- Given request: Line by line, repeat the data below exactly, beginning at the first line and ending at the line with "import React from". Omit pictures.

- Record set:
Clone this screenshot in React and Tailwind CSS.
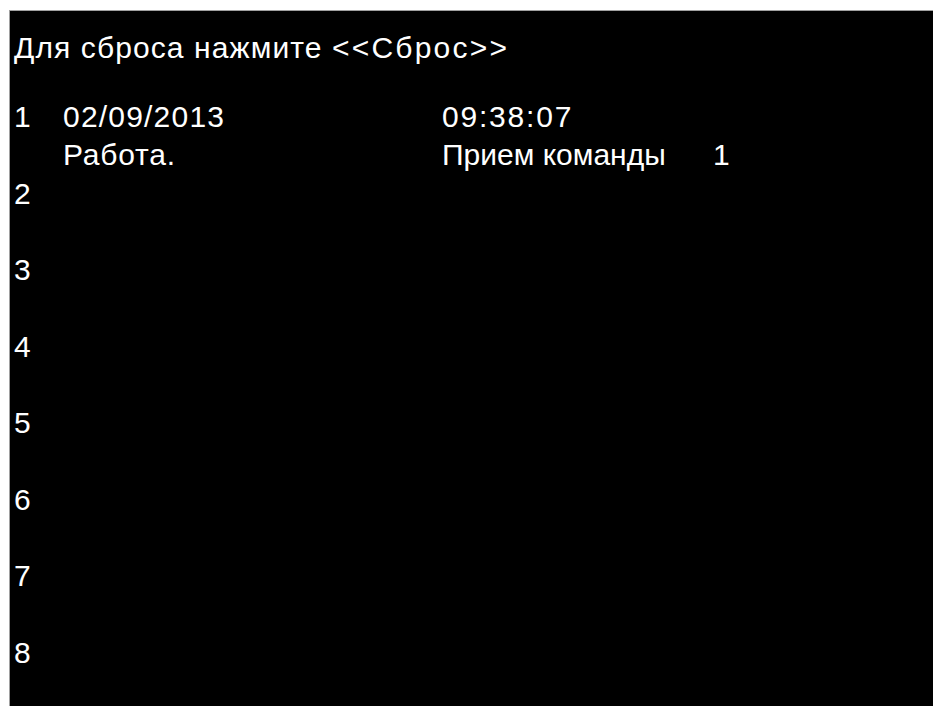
import React from "react";

const entries = [
  { n: 1, date: "02/09/2013", time: "09:38:07", state: "Работа.", event: "Прием команды", code: "1" },
  { n: 2 },
  { n: 3 },
  { n: 4 },
  { n: 5 },
  { n: 6 },
  { n: 7 },
  { n: 8 },
];

const Entry = ({ item }) => (
  <div className="flex h-[76.5px]">
    <div className="w-[49px] shrink-0">{item.n}</div>
    <div className="w-[379px] shrink-0">
      <div className="tracking-[1.2px]">{item.date}</div>
      <div className="tracking-[0.8px]">{item.state}</div>
    </div>
    <div className="flex-1">
      <div className="tracking-[1.8px]">{item.time}</div>
      {item.event && (
        <div className="flex">
          <span className="w-[271px] shrink-0">{item.event}</span>
          <span>{item.code}</span>
        </div>
      )}
    </div>
  </div>
);

export default function App() {
  return (
    <div className="h-screen w-full bg-white pl-[9px] pt-[10px] overflow-hidden">
      <div
        className="h-full bg-black border-l border-t border-[#a0a0a0] pl-[4px] pt-[18px] text-white text-[30px] leading-[38px] whitespace-nowrap overflow-hidden"
        style={{ fontFamily: '"Liberation Sans", Arial, sans-serif' }}
      >
        <div className="mb-[31px] tracking-[1.1px]">
          Для сброса нажмите <span className="tracking-[2.2px]">&lt;&lt;Сброс&gt;&gt;</span>
        </div>
        {entries.map((item) => (
          <Entry key={item.n} item={item} />
        ))}
      </div>
    </div>
  );
}
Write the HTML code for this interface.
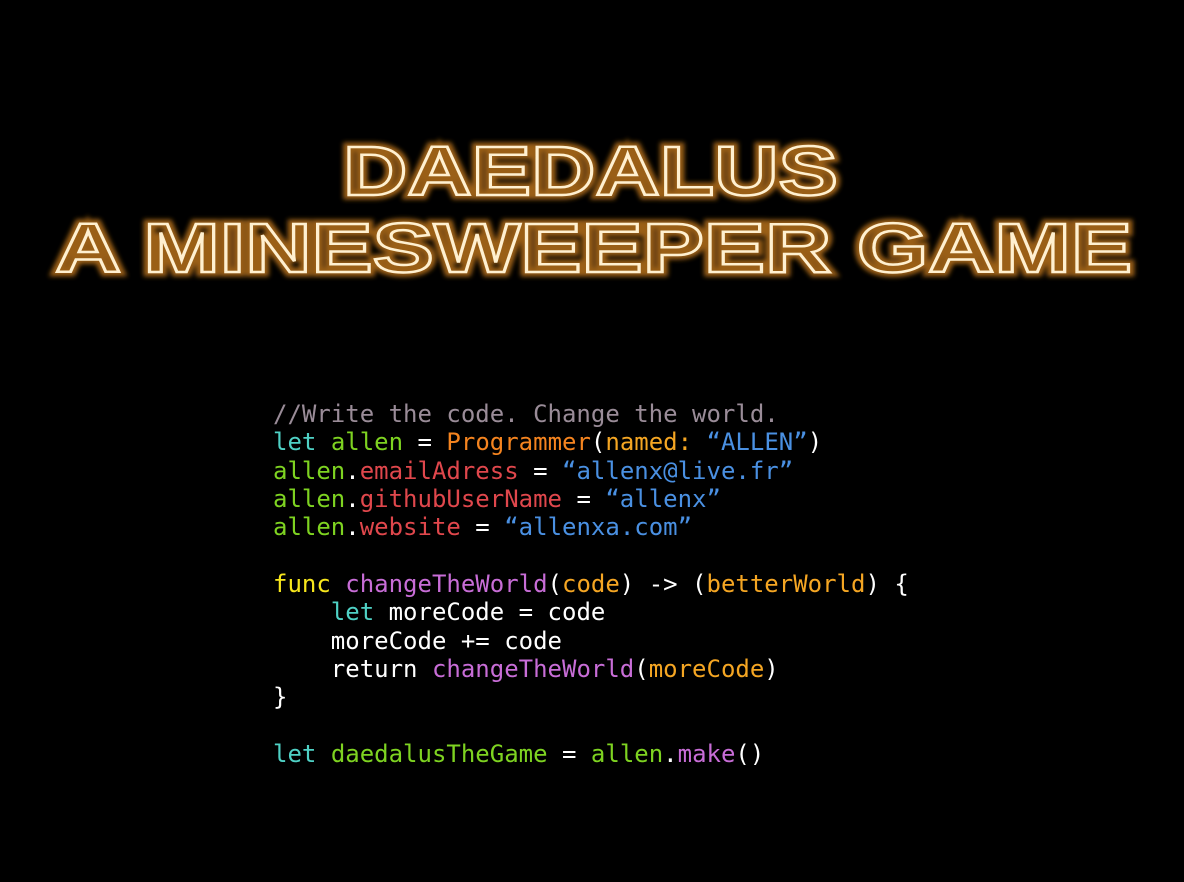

- Solved exercise:
Clone this screenshot in React and Tailwind CSS.
import React from "react";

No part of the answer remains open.